→ Problem details
Copy every line of the following data that includes the string "screenshot".

→ Data
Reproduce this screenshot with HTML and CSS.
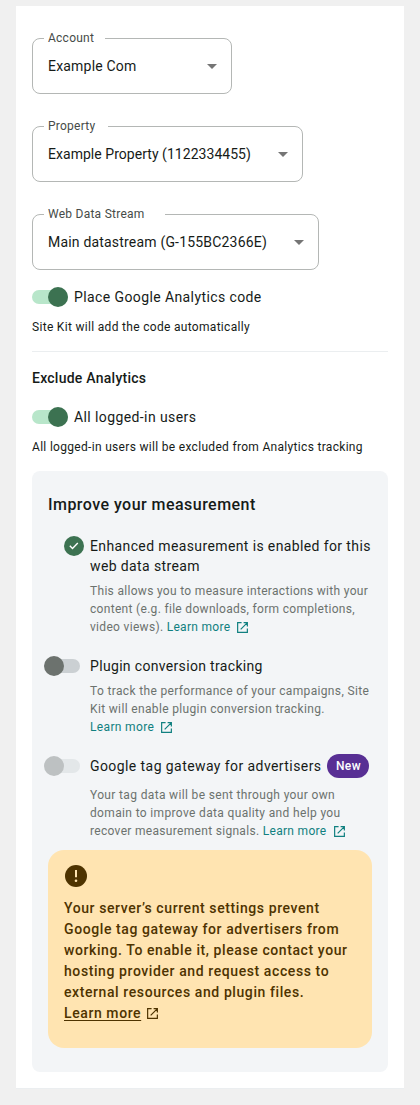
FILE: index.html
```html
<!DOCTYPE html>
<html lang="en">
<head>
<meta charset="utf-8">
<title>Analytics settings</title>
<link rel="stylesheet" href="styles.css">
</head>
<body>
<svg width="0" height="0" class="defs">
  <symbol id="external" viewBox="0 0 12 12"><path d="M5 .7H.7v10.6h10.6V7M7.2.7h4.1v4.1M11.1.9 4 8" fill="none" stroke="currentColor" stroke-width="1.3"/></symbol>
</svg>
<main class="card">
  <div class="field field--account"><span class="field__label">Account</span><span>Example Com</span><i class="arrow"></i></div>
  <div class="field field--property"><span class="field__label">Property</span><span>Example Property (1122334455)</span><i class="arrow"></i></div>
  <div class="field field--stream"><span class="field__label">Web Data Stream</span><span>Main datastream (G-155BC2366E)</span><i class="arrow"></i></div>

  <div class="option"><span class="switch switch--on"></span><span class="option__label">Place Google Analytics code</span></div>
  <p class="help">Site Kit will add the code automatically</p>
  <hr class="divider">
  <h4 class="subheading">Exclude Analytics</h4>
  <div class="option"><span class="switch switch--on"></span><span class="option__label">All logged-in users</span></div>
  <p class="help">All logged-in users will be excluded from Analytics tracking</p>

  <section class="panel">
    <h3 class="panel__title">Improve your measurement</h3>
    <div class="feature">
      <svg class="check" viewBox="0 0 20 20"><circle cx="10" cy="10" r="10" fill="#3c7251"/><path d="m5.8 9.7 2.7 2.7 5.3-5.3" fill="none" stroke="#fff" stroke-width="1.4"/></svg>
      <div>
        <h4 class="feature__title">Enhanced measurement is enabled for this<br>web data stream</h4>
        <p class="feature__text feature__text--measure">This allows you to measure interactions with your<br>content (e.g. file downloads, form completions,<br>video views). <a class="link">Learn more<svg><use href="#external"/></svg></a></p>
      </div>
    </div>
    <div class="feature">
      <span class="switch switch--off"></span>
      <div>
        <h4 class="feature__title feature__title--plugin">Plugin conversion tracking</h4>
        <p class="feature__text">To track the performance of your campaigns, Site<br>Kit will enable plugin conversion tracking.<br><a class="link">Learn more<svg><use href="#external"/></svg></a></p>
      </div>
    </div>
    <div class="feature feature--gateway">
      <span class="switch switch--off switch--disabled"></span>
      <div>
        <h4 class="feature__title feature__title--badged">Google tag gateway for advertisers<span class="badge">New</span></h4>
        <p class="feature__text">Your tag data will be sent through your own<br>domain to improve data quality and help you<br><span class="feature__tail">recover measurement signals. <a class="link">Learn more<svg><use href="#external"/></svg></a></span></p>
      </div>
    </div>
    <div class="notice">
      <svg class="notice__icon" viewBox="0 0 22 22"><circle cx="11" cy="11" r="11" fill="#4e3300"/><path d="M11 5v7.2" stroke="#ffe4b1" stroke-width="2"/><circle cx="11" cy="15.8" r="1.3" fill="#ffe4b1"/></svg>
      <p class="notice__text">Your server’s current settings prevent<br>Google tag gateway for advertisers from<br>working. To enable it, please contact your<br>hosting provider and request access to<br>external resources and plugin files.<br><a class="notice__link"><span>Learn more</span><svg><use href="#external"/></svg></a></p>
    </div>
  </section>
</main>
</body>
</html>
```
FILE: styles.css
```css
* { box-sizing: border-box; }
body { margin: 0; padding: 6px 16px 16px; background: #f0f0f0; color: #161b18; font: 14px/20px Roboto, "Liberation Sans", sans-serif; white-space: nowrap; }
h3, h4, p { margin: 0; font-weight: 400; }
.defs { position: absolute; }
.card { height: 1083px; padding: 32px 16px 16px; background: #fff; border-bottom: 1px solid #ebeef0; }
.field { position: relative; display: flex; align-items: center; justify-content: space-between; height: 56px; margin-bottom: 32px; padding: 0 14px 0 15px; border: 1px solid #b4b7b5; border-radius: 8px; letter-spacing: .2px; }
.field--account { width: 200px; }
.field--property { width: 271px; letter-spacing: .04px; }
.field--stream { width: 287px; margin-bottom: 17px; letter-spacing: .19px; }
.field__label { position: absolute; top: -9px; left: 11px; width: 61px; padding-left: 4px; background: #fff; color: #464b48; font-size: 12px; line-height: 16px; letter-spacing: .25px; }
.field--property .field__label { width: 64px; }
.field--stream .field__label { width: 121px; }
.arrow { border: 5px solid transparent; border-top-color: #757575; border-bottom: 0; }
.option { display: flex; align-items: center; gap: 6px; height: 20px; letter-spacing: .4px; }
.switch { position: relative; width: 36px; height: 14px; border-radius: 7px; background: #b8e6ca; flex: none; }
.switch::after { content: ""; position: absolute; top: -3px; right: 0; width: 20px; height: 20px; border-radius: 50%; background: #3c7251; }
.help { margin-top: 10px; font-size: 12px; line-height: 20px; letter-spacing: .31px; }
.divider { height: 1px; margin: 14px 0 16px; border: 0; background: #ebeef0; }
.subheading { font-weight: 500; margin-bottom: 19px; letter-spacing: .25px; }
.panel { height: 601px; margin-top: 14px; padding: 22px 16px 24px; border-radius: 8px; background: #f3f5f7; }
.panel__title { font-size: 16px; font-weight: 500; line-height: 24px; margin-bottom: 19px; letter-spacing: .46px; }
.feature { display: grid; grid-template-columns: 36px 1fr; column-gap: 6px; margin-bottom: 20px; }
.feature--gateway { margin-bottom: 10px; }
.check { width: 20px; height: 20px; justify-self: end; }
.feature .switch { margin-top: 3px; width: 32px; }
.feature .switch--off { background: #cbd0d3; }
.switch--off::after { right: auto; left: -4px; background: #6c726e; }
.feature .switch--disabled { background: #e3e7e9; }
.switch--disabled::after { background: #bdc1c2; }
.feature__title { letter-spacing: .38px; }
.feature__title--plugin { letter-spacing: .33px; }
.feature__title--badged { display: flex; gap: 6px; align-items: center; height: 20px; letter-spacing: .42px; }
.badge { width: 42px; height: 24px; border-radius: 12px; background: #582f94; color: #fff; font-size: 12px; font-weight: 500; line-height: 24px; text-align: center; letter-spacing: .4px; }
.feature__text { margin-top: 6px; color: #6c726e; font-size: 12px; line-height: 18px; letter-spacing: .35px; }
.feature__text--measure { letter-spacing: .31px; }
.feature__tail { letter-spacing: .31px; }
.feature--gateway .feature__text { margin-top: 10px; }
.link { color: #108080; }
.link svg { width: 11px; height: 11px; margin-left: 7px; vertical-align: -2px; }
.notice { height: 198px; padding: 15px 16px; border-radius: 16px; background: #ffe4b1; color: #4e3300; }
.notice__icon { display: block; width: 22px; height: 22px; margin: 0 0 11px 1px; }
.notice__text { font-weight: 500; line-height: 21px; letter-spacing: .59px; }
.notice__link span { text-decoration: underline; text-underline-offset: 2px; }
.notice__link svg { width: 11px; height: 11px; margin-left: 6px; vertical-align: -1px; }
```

==

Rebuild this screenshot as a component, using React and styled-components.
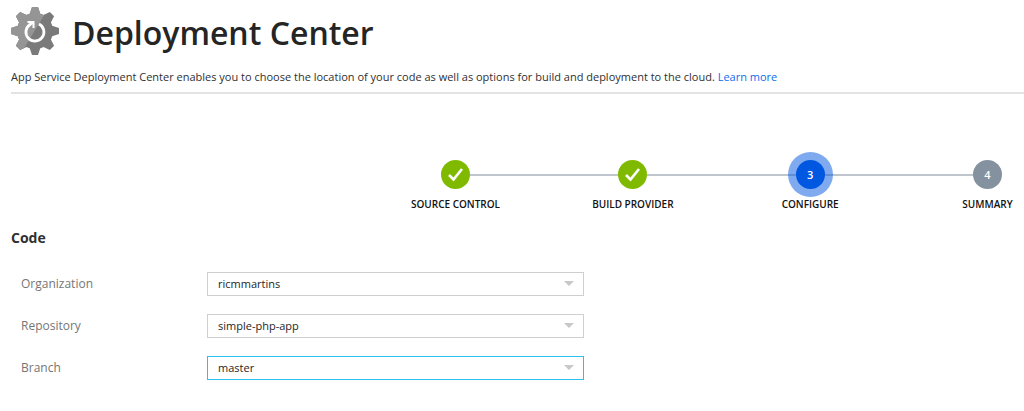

→ Response to the task
Reproduce this screenshot with HTML and CSS.
Rebuild this screenshot as a component, using React and styled-components.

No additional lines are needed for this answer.